Gabriel Knight is struggling with a sequel to his first novel based on his first adventure, the Voodoo Murders (which found him necking with and being nearly murdered by the Queen of New Orleans, and discovering he was the heir to a broke-as-fuck dynasty of Catholic demon hunters from Germany) as explored in 1994’s The Sins of the Fathers when he is swept off from his family’s castle to Munich to investigate a werewolf killing that quickly spirals into a a major conspiracy of elite German men in a secret “hunting” club for gentlemen (it’s absolutely a sex thing).

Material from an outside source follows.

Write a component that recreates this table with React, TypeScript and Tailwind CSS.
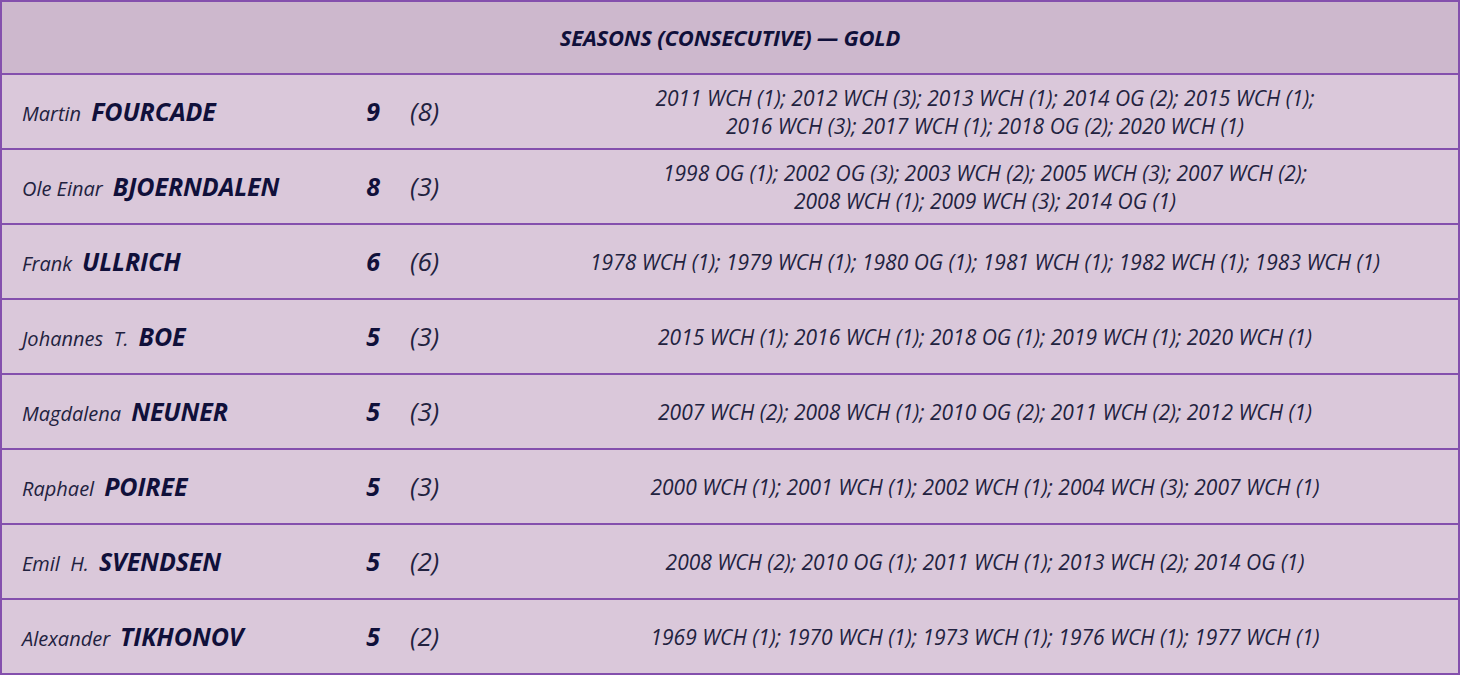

The Beast Within is a dazzling, sometimes obtuse, melodrama that plays out in a digital shadowbox of low resolution scanned photography that has been aggressively processed into JPEGs so surreal they’re the stuff of proto-creepypasta. Of course this is bolstered FMV clips that trigger at the most random times with indeterminate lengths. The acting is often absurd, sometimes there is cinematography (sometimes.), and the audio recording is all over the place (some having been recorded over telephone), but my god, did people believe in this game. There is love and attempts at craft and the maximal execution of the ’90s FMV aesthetic. Every beat feels like it was ripped directly from ’90s TV without even 1/10th the budget of a Canadian supernatural drama series, which is not only appropriate but in 2023 leads the game to feeling even more surreal than the first time I encountered it. The Beast Within is ultimately about desire and relationships and responsibilities. It’s not even cryptically gay. It’s dicks out for Gabe/The Baron from the drop. And everything about their swirling and doomed Teutonic-EvPsych-Manlove relationship makes all the terrible mazes and circuitous dialogue flag triggering worth it. If only they let Grace and Gerde spin up their tempestuous contempt for each other into scorchingly sapphic supernatural investigations of their own. But I guess we have to save something for the fanfic writers.